The Accumulator Co-primary

The Accumulator buys frequently and builds up wardrobes faster than they clear them. When they do try to dispose of clothes circularly, a key barrier is condition confidence: they are unsure whether their items are good enough to donate or sell, and that uncertainty tips the decision toward the bin. They are not lazy. They are stuck at the assessment step, before any routing decision is even possible.

"I'm a big, maybe too big of a shopper."an Accumulator we interviewed
The Accumulator persona
Why this persona for this brief
The Ethical Keeper Co-primary

The Ethical Keeper cares deeply about where their clothes go, which is precisely why the information gap hits them hard. They will not donate to a route they do not trust, and they will not sell through a channel that feels opaque. Their high standards for destination transparency mean that vague or unverifiable claims about where clothes end up are enough to stop them acting entirely.

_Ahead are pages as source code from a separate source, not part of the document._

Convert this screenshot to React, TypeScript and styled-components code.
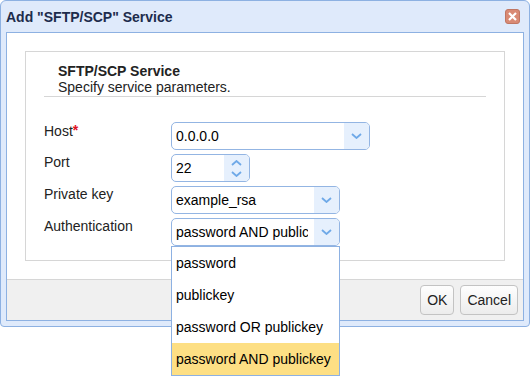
import styled, { createGlobalStyle } from "styled-components";

const GlobalStyle = createGlobalStyle`
  body {
    margin: 0;
    background: #fff;
    font-family: "Liberation Sans", Arial, sans-serif;
  }
`;

const Page = styled.div`
  width: 530px;
  height: 390px;
`;
const Window = styled.div`
  box-sizing: border-box;
  width: 530px;
  border: 1px solid #8db1e2;
  border-radius: 6px 6px 4px 4px;
  background: #dfeafb;
  padding: 0 5px 5px;
`;
const TitleBar = styled.div`
  height: 31px;
  display: flex;
  align-items: center;
  justify-content: space-between;
`;
const Title = styled.h1`
  margin: 0;
  font-size: 14px;
  font-weight: bold;
  color: #1d2c4c;
`;
const CloseButton = styled.div`
  box-sizing: border-box;
  width: 15px;
  height: 15px;
  margin-right: 4px;
  border: 1px solid #c07662;
  border-radius: 3px;
  background: #d98a74;
  display: flex;
  align-items: center;
  justify-content: center;
`;
const Panel = styled.div`
  border: 1px solid #8db1e2;
  background: #fff;
`;
const Content = styled.div`
  padding: 18px;
`;
const Box = styled.div`
  border: 1px solid #d6d6d6;
  padding: 11px 18px 14px;
`;
const Header = styled.div`
  padding: 0 14px 1px;
  border-bottom: 1px solid #d6d6d6;
  color: #222;
  font-size: 14px;
  line-height: 16px;
`;
const HeaderTitle = styled.div`
  font-weight: bold;
`;
const Form = styled.div`
  margin-top: 25px;
  display: grid;
  grid-template-columns: 127px auto;
  row-gap: 4px;
  align-items: start;
`;
const Label = styled.label`
  font-size: 14px;
  line-height: 16px;
  color: #222;
`;
const Required = styled.span`
  color: #e0101e;
  font-weight: bold;
  vertical-align: 1px;
`;
const Field = styled.div<{ $width: number }>`
  position: relative;
  box-sizing: border-box;
  width: ${(p) => p.$width}px;
  height: 28px;
  border: 1px solid #93b5e3;
  border-radius: 5px;
  display: flex;
  font-size: 14px;
  color: #000;
`;
const Value = styled.span`
  flex: 1;
  min-width: 0;
  margin-right: 6px;
  padding-left: 4px;
  line-height: 26px;
  white-space: nowrap;
  overflow: hidden;
`;
const ArrowBox = styled.span`
  flex: none;
  width: 25px;
  background: #e6f0fd;
  border-radius: 0 4px 4px 0;
  display: flex;
  flex-direction: column;
  align-items: center;
  justify-content: center;
  gap: 5px;
`;
const List = styled.ul`
  position: absolute;
  top: 100%;
  left: -1px;
  right: -1px;
  margin: 1px 0 0;
  padding: 0;
  list-style: none;
  border: 1px solid #8db1e2;
  background: #fff;
  z-index: 2;
`;
const Option = styled.li<{ $active?: boolean }>`
  height: 32px;
  line-height: 32px;
  padding-left: 4px;
  font-size: 14px;
  color: #000;
  background: ${(p) => (p.$active ? "#fddf84" : "#fff")};
`;
const Footer = styled.div`
  border-top: 1px solid #d6d6d6;
  background: #f0f0f0;
  padding: 5px;
  display: flex;
  justify-content: flex-end;
  gap: 6px;
`;
const Button = styled.button`
  box-sizing: border-box;
  height: 30px;
  padding: 0 6px;
  border: 1px solid #c3c3c3;
  border-radius: 4px;
  background: linear-gradient(#fefefe, #ececec);
  font-family: "Liberation Sans", Arial, sans-serif;
  font-size: 14px;
  color: #222;
`;

function Chevron({ up }: { up?: boolean }) {
  return (
    <svg width="11" height="6" viewBox="0 0 11 6">
      <polyline
        points={up ? "1,5 5.5,1 10,5" : "1,1 5.5,5 10,1"}
        fill="none"
        stroke="#6fa9e8"
        strokeWidth="1.8"
      />
    </svg>
  );
}

function Select({ value, width }: { value: string; width: number }) {
  return (
    <Field $width={width}>
      <Value>{value}</Value>
      <ArrowBox>
        <Chevron />
      </ArrowBox>
    </Field>
  );
}

const authOptions = [
  "password",
  "publickey",
  "password OR publickey",
  "password AND publickey",
];

function App() {
  return (
    <Page>
      <GlobalStyle />
      <Window>
        <TitleBar>
          <Title>Add "SFTP/SCP" Service</Title>
          <CloseButton>
            <svg width="9" height="9" viewBox="0 0 9 9">
              <path d="M1 1 L8 8 M8 1 L1 8" stroke="#fff" strokeWidth="2.2" />
            </svg>
          </CloseButton>
        </TitleBar>
        <Panel>
          <Content>
            <Box>
              <Header>
                <HeaderTitle>SFTP/SCP Service</HeaderTitle>
                <div>Specify service parameters.</div>
              </Header>
              <Form>
                <Label>
                  Host<Required>*</Required>
                </Label>
                <Select value="0.0.0.0" width={199} />
                <Label>Port</Label>
                <Field $width={79}>
                  <Value>22</Value>
                  <ArrowBox>
                    <Chevron up />
                    <Chevron />
                  </ArrowBox>
                </Field>
                <Label>Private key</Label>
                <Select value="example_rsa" width={169} />
                <Label>Authentication</Label>
                <Field $width={169}>
                  <Value>password AND publickey</Value>
                  <ArrowBox>
                    <Chevron />
                  </ArrowBox>
                  <List>
                    {authOptions.map((opt, i) => (
                      <Option key={opt} $active={i === authOptions.length - 1}>
                        {opt}
                      </Option>
                    ))}
                  </List>
                </Field>
              </Form>
            </Box>
          </Content>
          <Footer>
            <Button>OK</Button>
            <Button>Cancel</Button>
          </Footer>
        </Panel>
      </Window>
    </Page>
  );
}
export default App;
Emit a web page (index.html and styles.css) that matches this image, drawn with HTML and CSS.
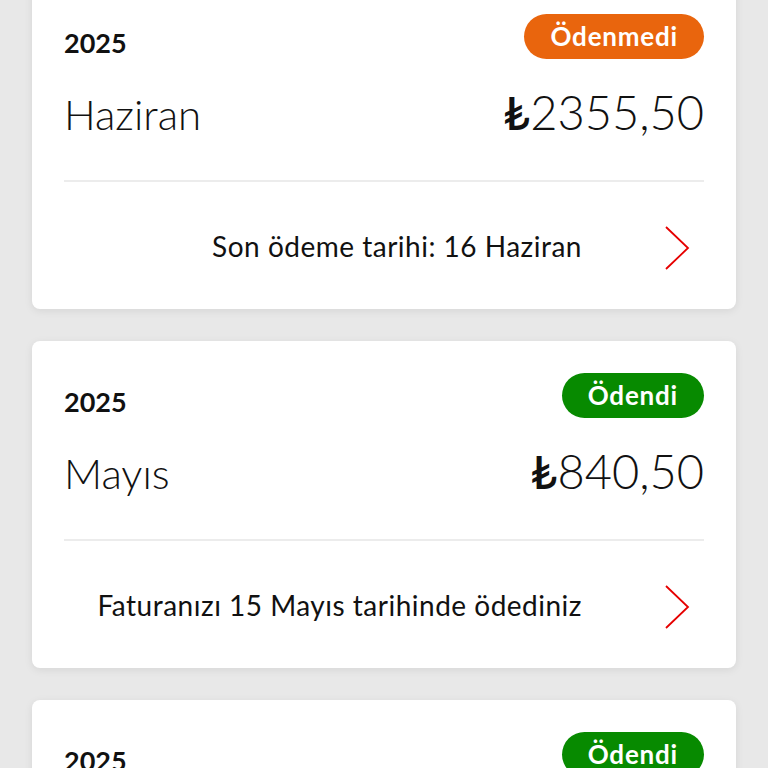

"Trust has been eroded. Consumers do care but they don't believe."a sector stakeholder
The Ethical Keeper persona
Why this persona for this brief

Data context

What's blocking disposal — barrier type by persona

Areas for exploration

What if someone could know in seconds whether a garment was worth donating, selling, or recycling, and where the right place was?
What if the transparency of the destination changed the decision, seeing who receives it, what they pay for it, what happens next?
What if the value of an unworn wardrobe was made visible, not as a guilt trip, but as a genuine financial and environmental asset?
What if pre-sorting happened at the consumer end, shifting the quality-assessment burden upstream before the garment reaches a charity or processor?

Design constraints

  • Information alone does not change behaviour. The sector has tried leaflets and they failed.
  • Any solution must collapse the gap between knowing and doing.
  • The business model must depend on volume of garments moved, not volume of information produced.
  • TRAID and Oxfam confirm that quality anxiety drives self-exclusion. Donors throw away rather than donate because they assume the item will not be wanted. The gap is perception, not reality.